Joan Marc Simon, Executive Director of Zero Waste Europe, says: ‘’It is time to raise EU ambitions and define «high-quality recycling»1. Introducing such a definition in the EU legislation will incentivise investments in recycling infrastructure and foster resource efficiency across the whole production of products and packaging materials.’’
Promoting circularity is everyone’s business
When it comes to recyclability of packaging, according to AIJN, Changing Markets Foundation, NMWE, UNESDA Soft Drinks Europe and Zero Waste Europe, the shift towards truly circular products and packaging can only be successful if each producer invests in the design for recyclability, collection and incorporation of its own (recycled) materials, without free-riding on others’ efforts. For each sector, the ultimate goal should be to achieve «closed-loop recycling».
Food and drinks producers are already investing heavily into separate collection to enable good quality material to be recovered. It is time for everyone to play its part.

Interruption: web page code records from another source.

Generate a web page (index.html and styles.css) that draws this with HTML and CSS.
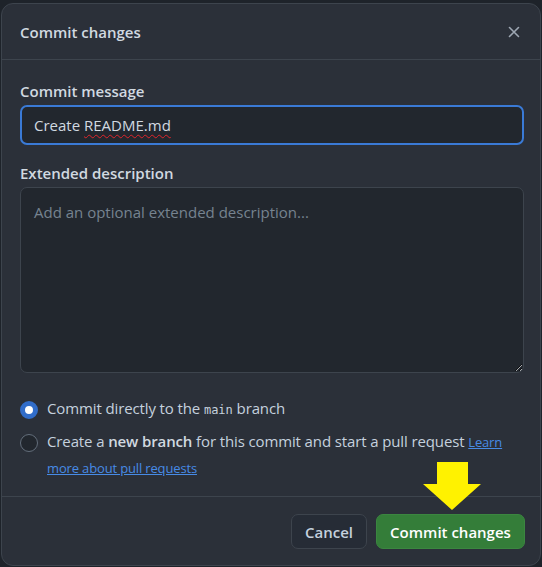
FILE: index.html
```html
<!DOCTYPE html>
<html lang="en">
<head>
<meta charset="utf-8">
<title>Commit changes</title>
<link rel="stylesheet" href="styles.css">
</head>
<body>
<div class="dialog" role="dialog" aria-labelledby="dlg-title">
  <header class="dlg-header">
    <h2 id="dlg-title" class="dlg-title">Commit changes</h2>
    <button class="close-btn" aria-label="Close">
      <svg width="12" height="12" viewBox="0 0 12 12" aria-hidden="true"><path d="M1.5 1.5 L10.5 10.5 M10.5 1.5 L1.5 10.5" stroke="currentColor" stroke-width="1.6" stroke-linecap="round" fill="none"/></svg>
    </button>
  </header>
  <div class="dlg-body">
    <label class="field-label">Commit message</label>
    <div class="text-input focused">Create <span class="misspelled">README.md</span></div>
    <label class="field-label second">Extended description</label>
    <textarea class="text-area" placeholder="Add an optional extended description..."></textarea>
    <div class="radio-group">
      <div class="radio-row">
        <span class="radio checked"></span>
        <span class="radio-text">Commit directly to the <code class="branch">main</code> branch</span>
      </div>
      <div class="radio-row">
        <span class="radio"></span>
        <span class="radio-text">Create a <strong>new branch</strong> for this commit and start a pull request <a href="#" class="link">Learn more about pull requests</a></span>
      </div>
    </div>
  </div>
  <footer class="dlg-footer">
    <button class="btn btn-default">Cancel</button>
    <button class="btn btn-primary">Commit changes</button>
  </footer>
  <svg class="arrow" width="60" height="50" viewBox="0 0 60 50" aria-hidden="true">
    <polygon points="14,0 45,0 45,22 58,22 29,48 0,22 14,22" fill="#fff200"/>
  </svg>
</div>
</body>
</html>
```
FILE: styles.css
```css
* { box-sizing: border-box; }
html, body { margin: 0; padding: 0; }
body {
  background: #1e232a;
  font-family: "Open Sans", "Noto Sans", sans-serif;
  color: #cdd9e5;
  width: 542px;
  height: 567px;
  overflow: hidden;
  color-scheme: dark;
}
.dialog {
  position: relative;
  margin: 3px 1px 0 1px;
  width: 540px;
  height: 563px;
  background: #2b3039;
  border: 1px solid #3d444d;
  border-radius: 12px;
  display: flex;
  flex-direction: column;
}
.dlg-header {
  height: 56px;
  border-bottom: 1px solid #3d444d;
  display: flex;
  align-items: center;
  justify-content: space-between;
  padding: 0 16px 0 18px;
}
.dlg-title {
  margin: 0;
  font-size: 15px;
  font-weight: 600;
  color: #d1d9e0;
}
.close-btn {
  background: none;
  border: 0;
  padding: 0;
  width: 20px;
  height: 20px;
  display: flex;
  align-items: center;
  justify-content: center;
  color: #9ea7b3;
}
.dlg-body {
  padding: 21px 16px 15px 18px;
  flex: 1;
}
.field-label {
  display: block;
  font-size: 15px;
  font-weight: 600;
  line-height: 20px;
  color: #d1d9e0;
  margin-bottom: 4px;
}
.field-label.second { margin-top: 18px; }
.text-input {
  height: 40px;
  background: #22272e;
  border: 2px solid #3a7ad6;
  border-radius: 7px;
  padding: 0 12px;
  display: flex;
  align-items: center;
  font-size: 15px;
  color: #d1d9e0;
  white-space: pre;
}
.misspelled {
  text-decoration: underline wavy #e0252b;
  text-decoration-thickness: 1px;
  text-underline-offset: 3px;
}
.text-area {
  display: block;
  width: 100%;
  height: 186px;
  background: #22272e;
  border: 1px solid #3d444d;
  border-radius: 7px;
  padding: 14px 13px;
  font-family: inherit;
  font-size: 15px;
  color: #d1d9e0;
  resize: vertical;
  outline: none;
}
.text-area::placeholder { color: #768390; }
.radio-group {
  margin-top: 23px;
  display: flex;
  flex-direction: column;
  gap: 6px;
}
.radio-row {
  display: flex;
  align-items: flex-start;
  gap: 9px;
}
.radio {
  flex: none;
  width: 18px;
  height: 18px;
  margin-top: 5px;
  border-radius: 50%;
  border: 1px solid #636e7b;
  background: #22272e;
}
.radio.checked {
  border: 5px solid #316dca;
  background: #ffffff;
}
.radio-text {
  font-size: 15px;
  line-height: 25px;
  color: #c5d1de;
  letter-spacing: -0.12px;
}
.radio-text strong { font-weight: 600; color: #d1d9e0; }
.branch {
  font-family: "DejaVu Sans Mono", monospace;
  font-size: 12px;
  letter-spacing: 0;
}
.link {
  color: #478be6;
  font-size: 13px;
  letter-spacing: -0.15px;
  text-decoration: underline;
}
.dlg-footer {
  border-top: 1px solid #3d444d;
  padding: 17px 15px 16px 16px;
  display: flex;
  justify-content: flex-end;
  gap: 9px;
}
.btn {
  height: 35px;
  border-radius: 7px;
  font-family: inherit;
  font-size: 15px;
  font-weight: 600;
  padding: 0 10px;
  white-space: nowrap;
}
.btn-default {
  background: #262c36;
  border: 1px solid #3d444d;
  color: #c5d1de;
  width: 76px;
}
.btn-primary {
  background: #347d39;
  border: 1px solid #3b8640;
  color: #ffffff;
  width: 149px;
}
.arrow {
  position: absolute;
  left: 421px;
  top: 458px;
}
```
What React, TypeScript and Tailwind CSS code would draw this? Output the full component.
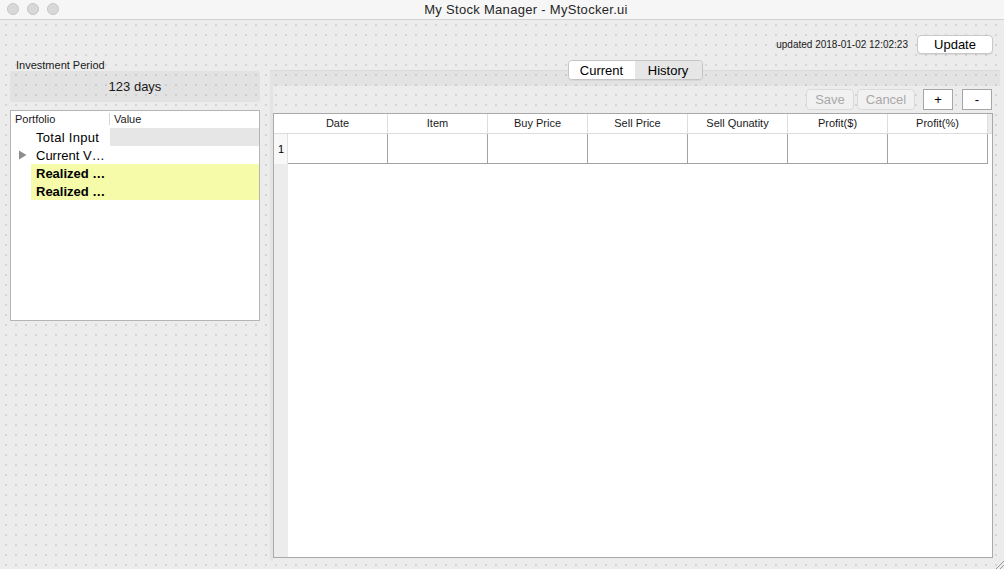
import React from "react";

function Tri() {
  return (
    <svg width="9" height="10" viewBox="0 0 9 10" className="block">
      <polygon points="1,0.5 8.5,5 1,9.5" fill="#8e8e8e" />
    </svg>
  );
}

export default function App() {
  const cols = ["Date", "Item", "Buy Price", "Sell Price", "Sell Qunatity", "Profit($)", "Profit(%)"];
  return (
    <div className="w-[1004px] h-[569px] flex flex-col overflow-hidden relative bg-[#ececec] text-black font-['Liberation_Sans',Arial,sans-serif]">
      {/* title bar */}
      <div className="h-[20px] shrink-0 bg-[#f6f6f6] border-b border-[#d2d2d2] relative flex items-center justify-center">
        <div className="absolute left-[7px] top-[3px] flex gap-[8px]">
          <div className="w-[12px] h-[12px] rounded-full bg-[#d8d8d8] border border-[#c6c6c6]" />
          <div className="w-[12px] h-[12px] rounded-full bg-[#d8d8d8] border border-[#c6c6c6]" />
          <div className="w-[12px] h-[12px] rounded-full bg-[#d8d8d8] border border-[#c6c6c6]" />
        </div>
        <span className="ml-[48px] text-[13px] tracking-[0.3px] leading-none text-[#262626]">My Stock Manager - MyStocker.ui</span>
      </div>

      {/* body */}
      <div className="flex-1 flex flex-col pt-[15px] bg-[radial-gradient(circle,#b4b4b4_0.4px,transparent_0.9px)] bg-size-[10px_10px] bg-position-[1px_0px]">
        <div className="h-[19px] flex items-center justify-end pr-[11px]">
          <span className="text-[10px] leading-none mr-[9px] text-[#1a1a1a]">updated 2018-01-02 12:02:23</span>
          <div className="w-[76px] h-[19px] bg-white rounded-[4px] border border-[#c8c8c8] shadow-[0_1px_1px_rgba(0,0,0,0.08)] text-[13px] leading-none flex items-center justify-center">
            Update
          </div>
        </div>

        <div className="flex mt-[6px] ml-[10px] gap-[10px]">
          {/* left column */}
          <div className="w-[250px] flex flex-col">
            <div className="h-[11px] text-[11px] leading-[10px] pl-[6px] text-[#1a1a1a]">Investment Period</div>
            <div className="h-[31px] bg-[rgba(0,0,0,0.04)] rounded-[2px] flex items-center justify-center text-[13px] text-[#1a1a1a]">
              123 days
            </div>
            <div className="mt-[8px] h-[211px] border border-[#b4b4b4] bg-white flex flex-col">
              <div className="h-[16px] flex items-center text-[11px] text-[#1a1a1a]">
                <div className="w-[99px] pl-[4px] h-[12px] leading-[12px] border-r border-[#d6d6d6]">Portfolio</div>
                <div className="pl-[4px] leading-[12px]">Value</div>
              </div>
              <div className="h-[18px] mt-[1px] flex text-[13px] leading-[19px]">
                <div className="w-[20px]" />
                <div className="w-[79px] pl-[5px] tracking-[0.3px]">Total Input</div>
                <div className="flex-1 bg-[#e6e6e6]" />
              </div>
              <div className="h-[18px] flex text-[13px] leading-[19px]">
                <div className="w-[20px] flex items-center pl-[7px]">
                  <Tri />
                </div>
                <div className="w-[79px] pl-[5px]">Current V…</div>
                <div className="flex-1" />
              </div>
              <div className="h-[18px] flex text-[13px] leading-[19px] font-bold">
                <div className="w-[20px]" />
                <div className="flex-1 bg-[#f5fba8] pl-[5px]">Realized …</div>
              </div>
              <div className="h-[18px] flex text-[13px] leading-[19px] font-bold">
                <div className="w-[20px]" />
                <div className="flex-1 bg-[#f5fba8] pl-[5px]">Realized …</div>
              </div>
            </div>
          </div>

          {/* right column: tab widget */}
          <div className="w-[730px] flex flex-col">
            <div className="h-[20px] flex justify-center relative z-10">
              <div className="flex border border-[#c4c4c4] rounded-[4px] overflow-hidden shadow-[0_1px_1px_rgba(0,0,0,0.06)] text-[13px] leading-none">
                <div className="w-[66px] bg-white flex items-center justify-center">Current</div>
                <div className="w-[67px] bg-[#e6e6e6] flex items-center justify-center">History</div>
              </div>
            </div>
            <div className="-mt-[10px] h-[491px] flex flex-col">
              <div className="h-[16px] bg-[rgba(0,0,0,0.035)] border-t border-[#d9d9d9]" />
              <div className="flex-1 flex">
                <div className="w-[3px] bg-[rgba(0,0,0,0.035)]" />
                <div className="flex-1 flex flex-col pt-[3px] pr-[7px] pb-[3px]">
                  <div className="h-[21px] flex justify-end items-center pr-[1px] text-[13px] leading-none">
                    <div className="w-[48px] h-[21px] rounded-[4px] border border-[#dadada] bg-[#f1f1f1] text-[#a9a9a9] flex items-center justify-center">Save</div>
                    <div className="ml-[3px] w-[58px] h-[21px] rounded-[4px] border border-[#dadada] bg-[#f1f1f1] text-[#a9a9a9] flex items-center justify-center">Cancel</div>
                    <div className="ml-[8px] w-[30px] h-[21px] border border-[#a6a6a6] bg-white flex items-center justify-center">+</div>
                    <div className="ml-[9px] w-[30px] h-[21px] border border-[#a6a6a6] bg-white flex items-center justify-center">-</div>
                  </div>
                  <div className="mt-[3px] flex-1 border border-[#a9a9a9] flex flex-col bg-white">
                    <div className="h-[20px] flex border-b border-[#dcdcdc] text-[11px] text-[#1a1a1a]">
                      <div className="w-[14px] bg-white" />
                      {cols.map((c) => (
                        <div key={c} className="w-[100px] bg-white border-r border-[#dedede] flex items-center justify-center leading-none">
                          {c}
                        </div>
                      ))}
                      <div className="flex-1 bg-[#ececec]" />
                    </div>
                    <div className="h-[30px] flex">
                      <div className="w-[14px] bg-[#f8f8f8] border-r border-[#e2e2e2] text-[11px] flex items-center pl-[4px]">1</div>
                      {cols.map((c) => (
                        <div key={c} className="w-[100px] border-r border-b border-[#a3a3a3]" />
                      ))}
                      <div className="flex-1" />
                    </div>
                    <div className="flex-1 flex">
                      <div className="w-[14px] bg-[#ececec]" />
                      <div className="flex-1 bg-white" />
                    </div>
                  </div>
                </div>
              </div>
            </div>
          </div>
        </div>
      </div>

      {/* resize grip */}
      <svg className="absolute right-0 bottom-0" width="10" height="10" viewBox="0 0 10 10">
        <line x1="2" y1="10" x2="10" y2="2" stroke="#9a9a9a" strokeWidth="1" />
        <line x1="6" y1="10" x2="10" y2="6" stroke="#9a9a9a" strokeWidth="1" />
      </svg>
    </div>
  );
}
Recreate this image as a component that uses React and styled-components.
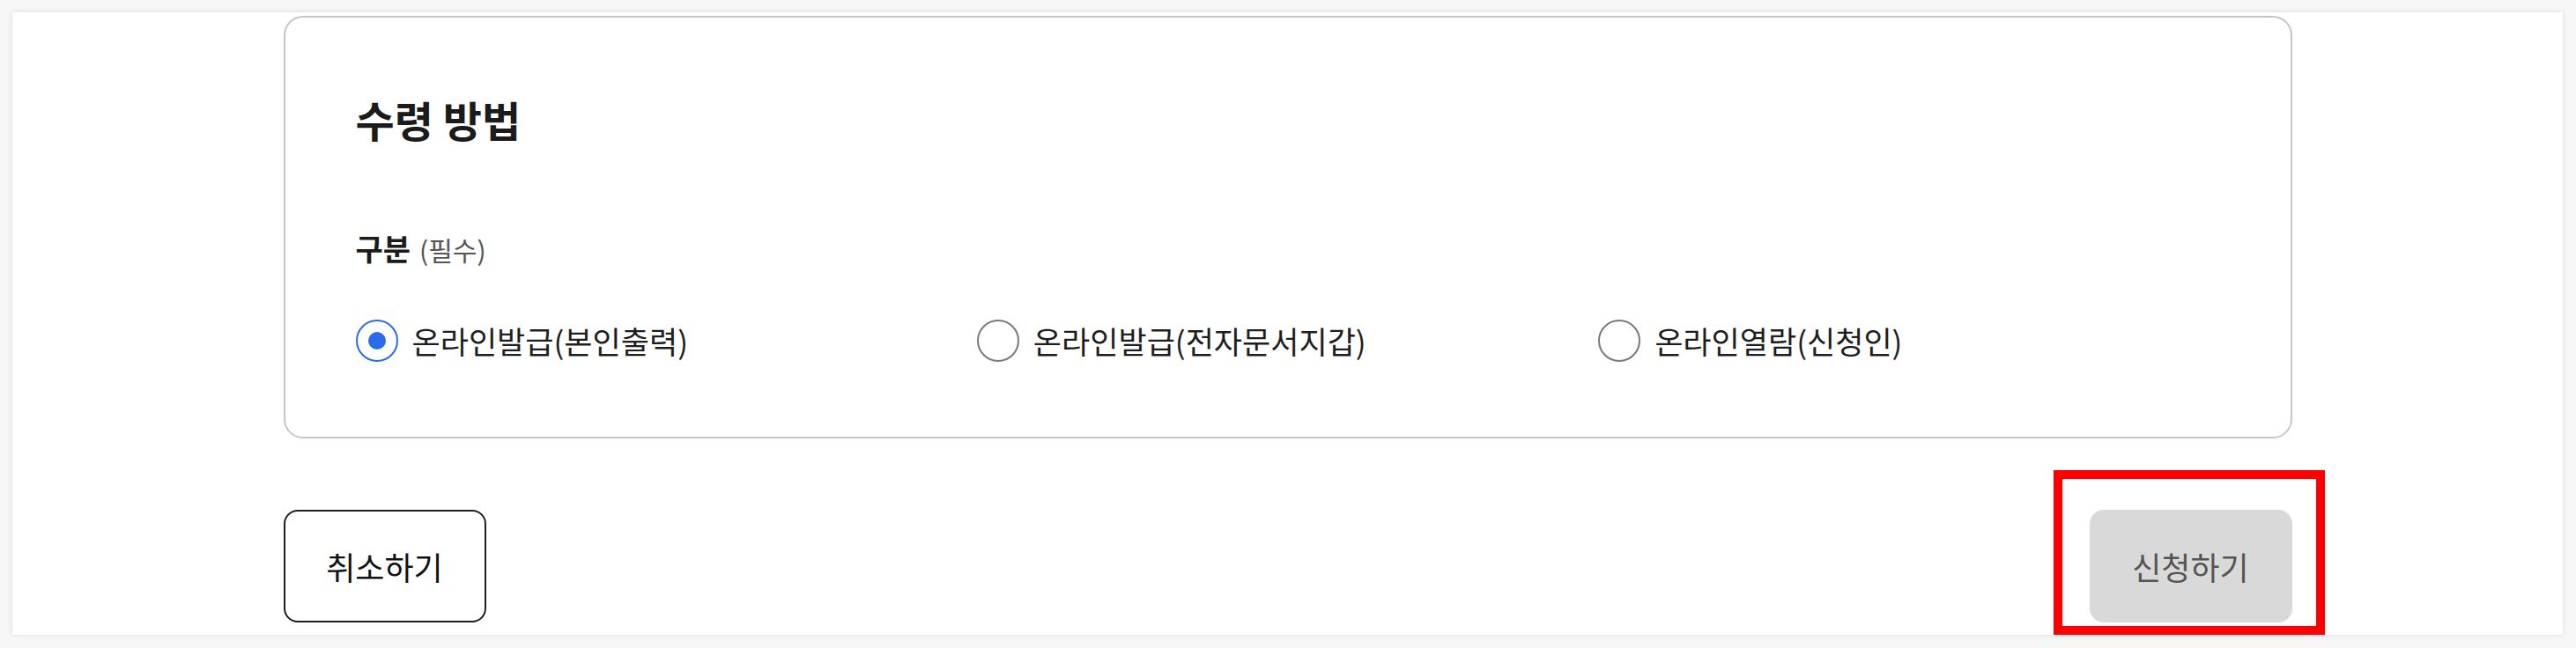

By the European Fruit Juice Association (AIJN), Changing Markets Foundation, Natural Mineral Waters Europe (NMWE), UNESDA Soft Drinks Europe and Zero Waste Europe
1 High-quality recycling could be defined as: "Recycling that ensures that the distinct quality of the material (the polymer, or the alloy, or the glass, or the paper fiber) is preserved or recovered so as to ensure they can be re-used in products with the same market value (compared to the correspondent virgin product) and allows further recyclability of the same quality when reaching their end-of-life. Such “distinct quality” should include, for example, food-contact quality /suitability.”